Excelsior Energy's Jorgenson admits that finding a place to pump CO2 into the ground on the Iron Range will be tough and is not currently in the plans.

"We hope there may be a place on the Iron Range where there could be sequestration," she said. "The preliminary assessment isn't a slam-dunk. But that's part of what we'll be looking at as we move forward."

However, she calls these concerns a "non-issue" with potential investors.

"It's a better investment than other types of plants in terms of carbon," she said. "Right now we have 90,000 megawatts of aging coal plants, and those would be the plants hardest hit by Kyoto-type agreements. We're in the best position to capture carbon."

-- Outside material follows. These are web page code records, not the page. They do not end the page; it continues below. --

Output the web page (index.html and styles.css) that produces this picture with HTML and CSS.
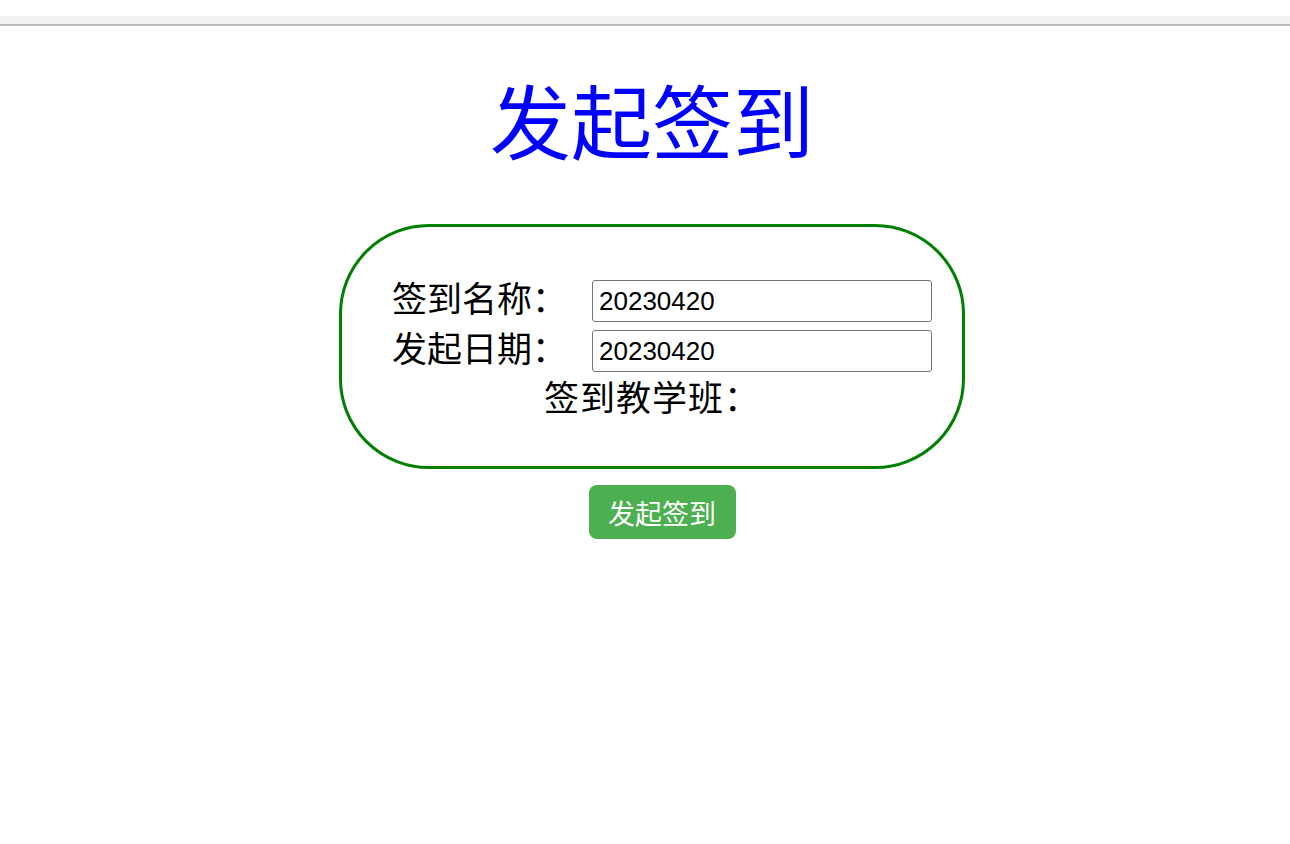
FILE: index.html
```html
<!DOCTYPE html>
<html lang="zh-CN">
<head>
  <meta charset="UTF-8">
  <title>发起签到</title>
  <link rel="stylesheet" href="styles.css">
</head>
<body>
  <div class="topbar"></div>

  <div class="page">
    <h1 class="title">发起签到</h1>

    <form class="sign-form" onsubmit="return false;">
      <div class="box">
        <div class="row">
          <label for="signName">签到名称：</label>
          <input type="text" id="signName" value="20230420">
        </div>
        <div class="row">
          <label for="signDate">发起日期：</label>
          <input type="text" id="signDate" value="20230420">
        </div>
        <div class="row row-center">签到教学班：</div>
      </div>

      <button type="submit">发起签到</button>
    </form>
  </div>
</body>
</html>
```

FILE: styles.css
```css
body {
  margin: 0;
  font-family: "Liberation Serif", "Noto Sans CJK SC", serif;
  background: #fff;
}

.topbar {
  margin-top: 16px;
  height: 8px;
  background: #f2f2f2;
  border-bottom: 2px solid #bbb;
}

.page {
  padding-left: 14px;
}

.title {
  margin: 50px 0 48px;
  text-align: center;
  font-size: 81px;
  line-height: 100px;
  font-weight: normal;
  color: #0000ff;
}

.sign-form {
  display: flex;
  flex-direction: column;
  align-items: center;
}

.box {
  box-sizing: border-box;
  width: 626px;
  height: 245px;
  padding: 49px 0 0;
  border: 3px solid #008000;
  border-radius: 90px;
}

.row {
  display: flex;
  align-items: center;
  justify-content: center;
  height: 50px;
  padding-left: 20px;
  font-size: 35px;
}

.row label {
  padding-bottom: 10px;
}

.row-center {
  padding: 0 0 12px 0;
  height: 38px;
  letter-spacing: 1px;
}

label {
  width: 200px;
}

input {
  box-sizing: border-box;
  width: 340px;
  height: 42px;
  padding: 0 6px;
  font-family: "Liberation Sans", Arial, sans-serif;
  font-size: 26px;
  color: #000;
  border: 1px solid #767676;
  border-radius: 3px;
}

button {
  margin: 16px 0 0 20px;
  width: 147px;
  height: 54px;
  padding: 0;
  background: #4CAF50;
  color: #fff;
  font-family: "Noto Sans CJK SC", sans-serif;
  font-size: 27px;
  border: none;
  border-radius: 8px;
  cursor: pointer;
}
```
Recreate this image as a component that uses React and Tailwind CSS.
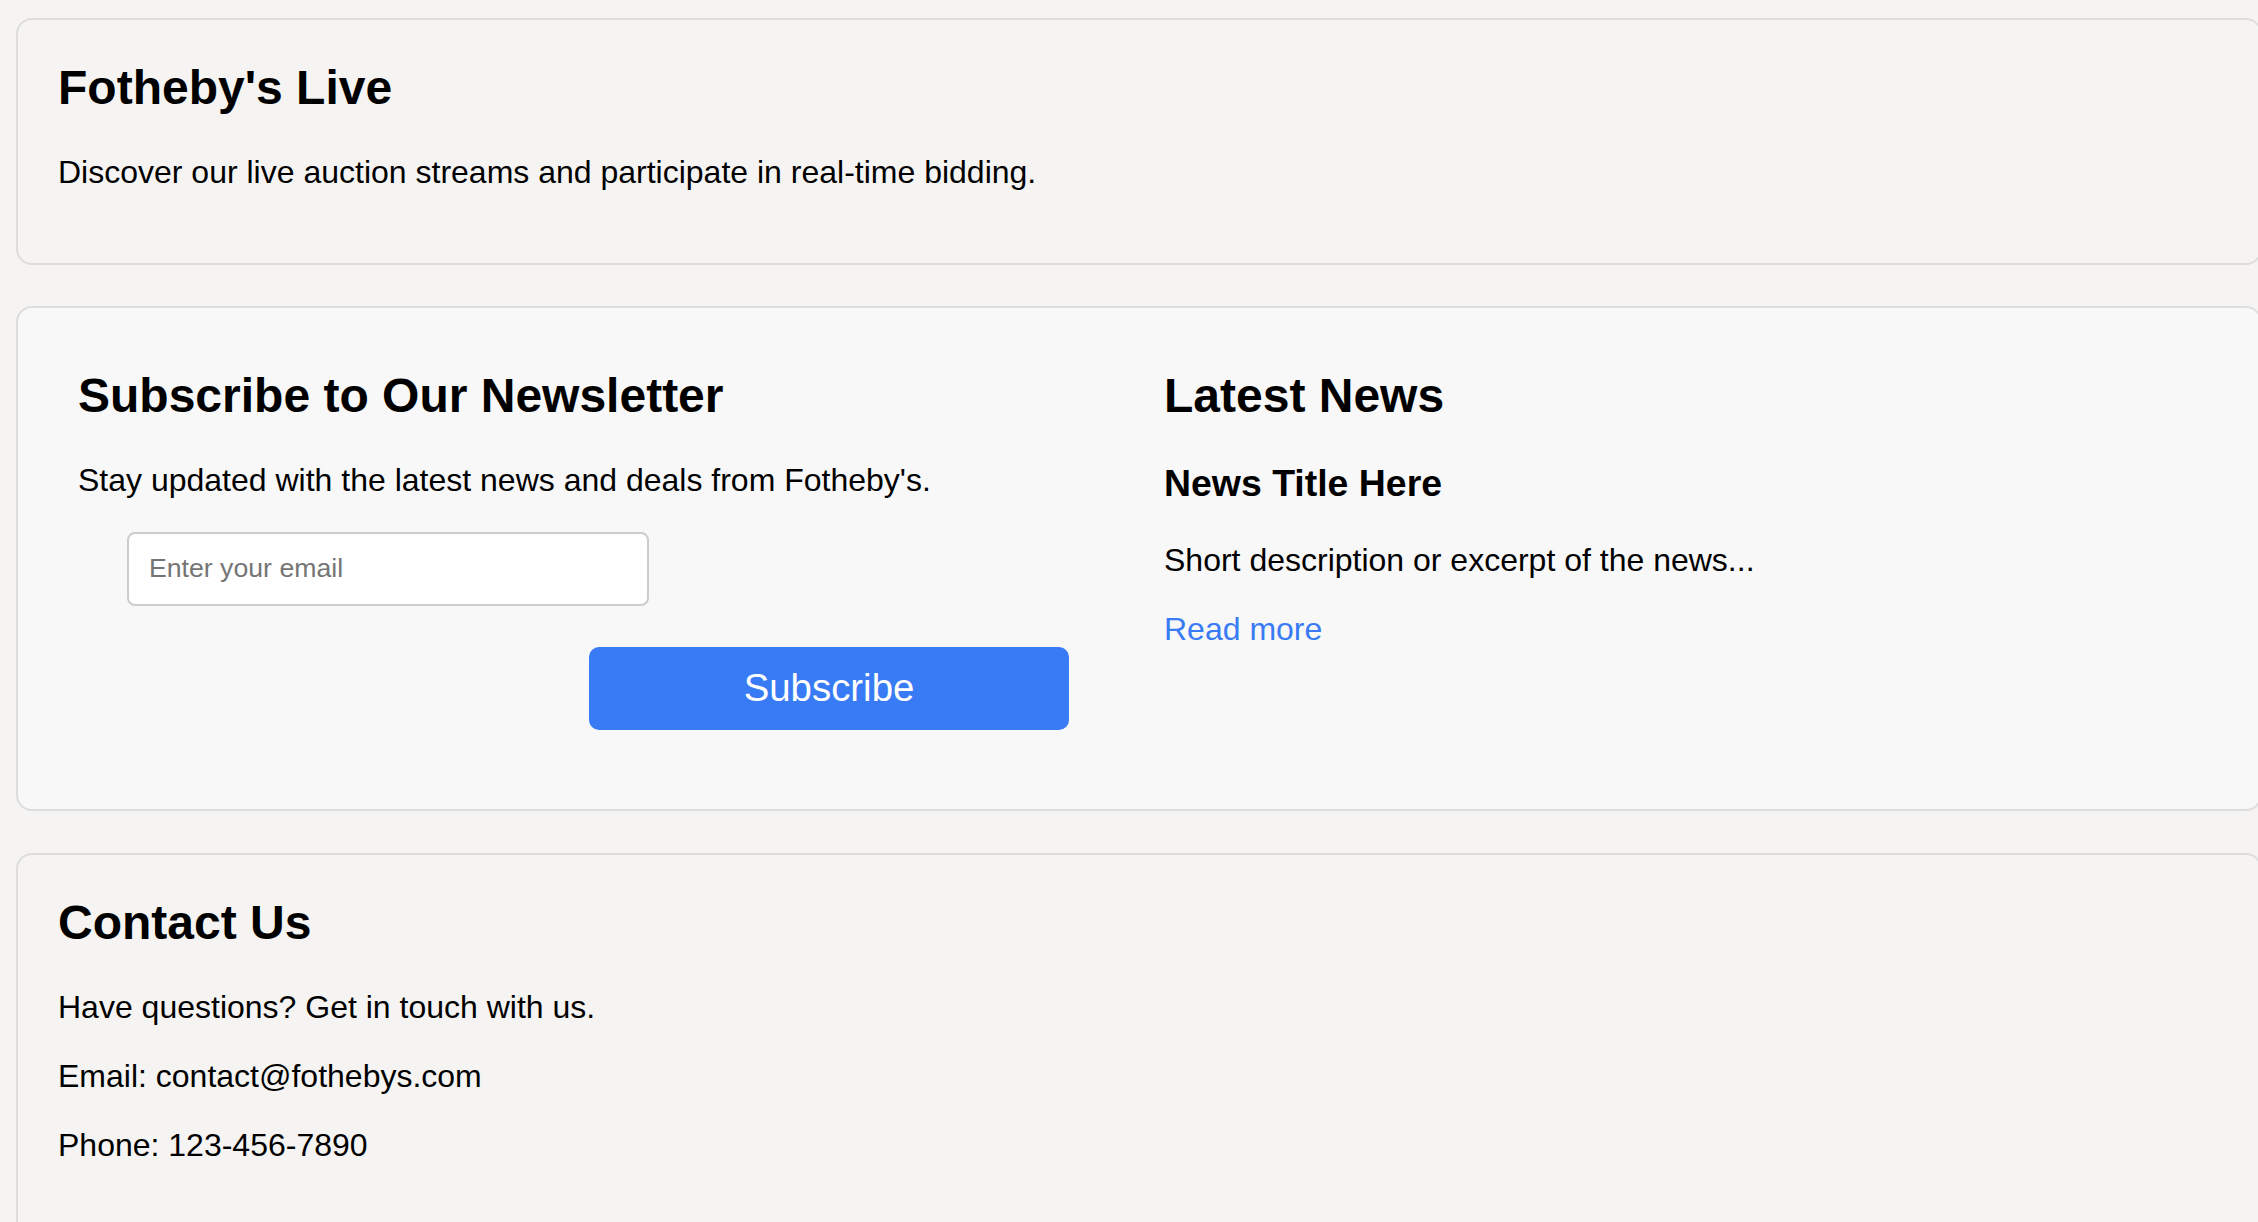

Another concern that has been raised by environmentalists is the effect the Mesaba project is having on already-established wind power initiatives. David Morris, vice president of the Minneapolis-based Institute for Local Self-Reliance, testified against the Mesaba project at the Legislature partly because it is a huge, capital-intensive project that clashes with the previously set goals of generating energy from small, diverse sources - like wind farms.

"If you build a 2,000-megawatt coal plant, it becomes the largest single power plant complex in Minnesota, and the world's largest coal gasification plant," he said. "It will displace any possibility of wind power becoming a significant source for baseload power. A plant that size would satisfy all of Minnesota's electrical needs for 15 to 20 years, so if you want to generate power from wind, it would be a saturated market."

Morris added, "We worked on an energy policy during the 1990s, and we came out with a coherent plan. Now if this thing goes through we are suddenly taking a policy that focuses on renewables and instead focusing it on coal."

Jorgenson, however, said she finds it "ironic" that Excelsior is getting criticism from environmentalists when coal gasification has the potential to give a major upgrade to air quality now, rather than in future decades.